Rude VC: YouTube: 1. War criminals: 0.

Rude VC:  YouTube: 1.  War criminals: 0.
Opinions

In the 7-day span since last week’s Rude VC column, the digital world has witnessed the fastest growing video campaign in the history of social media.

I’m of course referring to the Kony2012 short film produced by Invisible Children.  The human rights organization launched a video with a sole objective to render famous and agitate for the arrest of Joseph Kony, head of the Lord’s Resistance Army, abuser of child soldiers, and international war criminal #1.  As of last night, the Kony2012 video has surpassed 100 million views (source: Visible Measures).

I’ve found this phenomenon fascinating, and not solely because of its welcome spotlight on a continent-wide topic directly involving another young man I’ve had the honor of knowing (for further reading on the subject, I recommend Ishmael Beah’s first-hand account of his experience as a child soldier in Sierra Leone).

It feels like we’re approaching another inflection point, in which social media is elevating citizen activism to a level which obliges politicians to act.

Like any larger-than-life movement, an inevitable backlash movement does not trail far behind.  In the West, the two camps seem to fall along generational lines.  In Uganda and much of the African diaspora, the video campaign feels more like Rudyard Kipling’s condescending 19th century poem, “The White Man’s Burden,”  and understandably so (for an excellent perspective on the nuanced issue, I recommend you start reading here).

But even if iPad-touting youth in the West are re-tweeting video links and buying t-shirts so that they can feel better about themselves, you cannot condemn their intentions.   I’d much rather see virality on a complex, geopolitical topic like this than the traditional allocation of mindshare to the Kardashian sisters.  And Kony2012 does seem to be encouraging many people to research the complex topic more thoroughly.
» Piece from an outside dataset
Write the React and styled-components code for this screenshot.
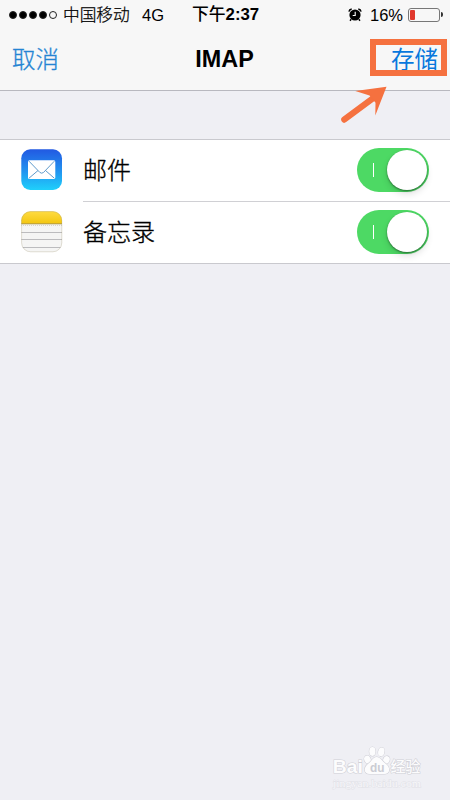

Regardless of your opinion on the worthiness of the cause of hunting Joseph Kony, or on the agenda of the Invisible Children organization, one fact is undeniable:  the momentum generated by the Kony2012 campaign has forced politicians worldwide to take a position on a human rights issue that they likely would have ignored in a previous era.

I submit that we’re only beginning to understand the approaching sea change of civic activism enabled by technology and the network effects of social media.

In addition to being the year of Joseph Kony, 2012 will also mark presidential elections among 3/5ths of the UN Security Council permanent members: the U.S., Russia, and France.  In the first, President Barack Obama counts almost 13 million Twitter followers and boasts a whopping 91 for a Klout score.  The second withnessed an unprecedented expression of public outcry, with grass roots solidarity largely enhanced by Facebook and Twitter during its election last week.  And here in France, politicians have underscored the power posed by social media in their curious zeal to censor it.

We may not yet have reached the year in which digital activism tips an election, but the day is near for when it is the politician who is not necessarily the best-financed, but rather who best masters the power of social media that wins.